How do you group related notes together?

This is an ongoing stone in my shoe with regard to Obsidian. You can find other topics here where I have discussed this issue, and I still find it frustrating.

I use Obsidian to manage writing projects for short and medium-length articles, each of which takes hours or days to complete, and then sometimes hangs around a few weeks longer while other people edit and review it, and then I revise the articles and they’re published and the whole project is ready to archive.

Grouping notes and documents together for each article always seems to involve a lot of extra clicks, typing and steps.

I’m currently using folders, with each folder given a project code and meaningful title, which then gets repeated in the notes themselves, because otherwise backlinks aren’t helpful. I have a standing request to Obsidian to show full folder paths in backlinks, but if that’s possible, I haven’t seen it.

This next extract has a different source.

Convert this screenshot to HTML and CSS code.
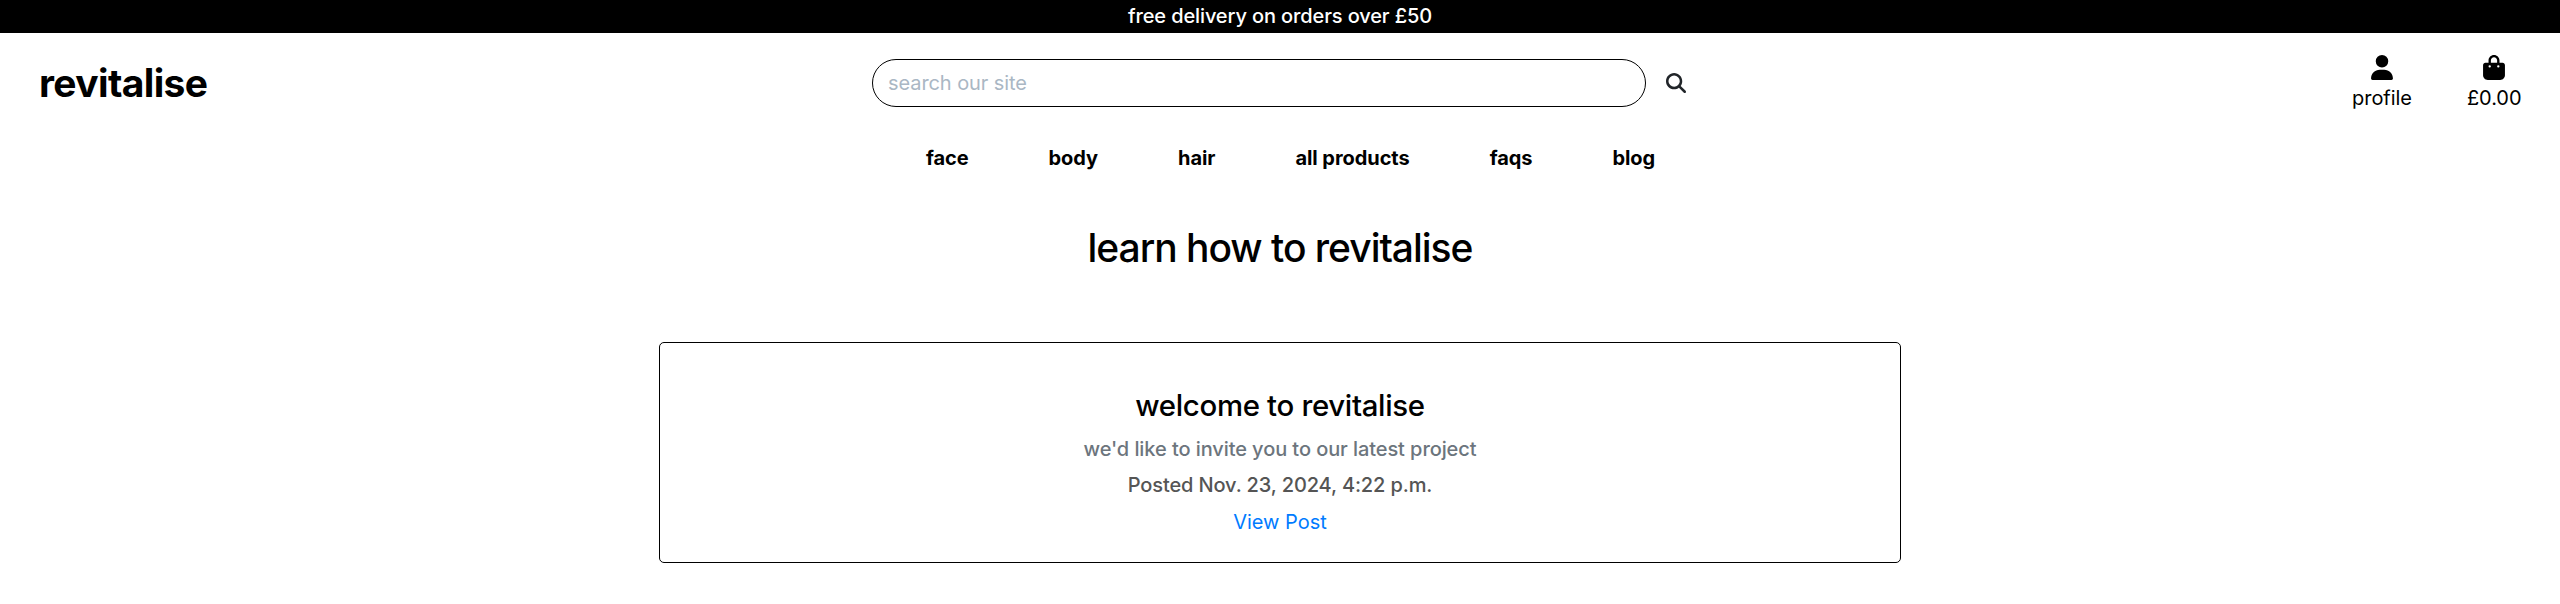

Here are the ways that I am aware of to group related notes together:

  • Folders.
  • Tags. Not useful outside Obsidian. Seems basically the same as folders but less useful.
  • Links and backlinks, obviously. But I fear if I ever have to give up Obsidian, the links and backlinks will stop working and I’ll be left with an undifferentiated pile of documents. Similarly, links and backlinks aren’t useful when using the Mac Finder to access documents, which I often do.
  • Something involving Dataview, which is a bit more programming than I’m comfortable with, seems like it would be a lot of maintenance, would not be visible outside Obsidian, and possibly would not crosslink–that is to say, I could link from a folder note to its documents, but I could not easily see which project a document is part of, if I’m looking at the document.

How do other people solve the basic problem of grouping three or more related notes together? Are y’all just happy with your links and backlinks and graph views, and the occasional canvas?

Maybe I should give up on the idea of having an organizational system that’s useful outside of Obsidian, and just go all in on the O?

Your thoughts?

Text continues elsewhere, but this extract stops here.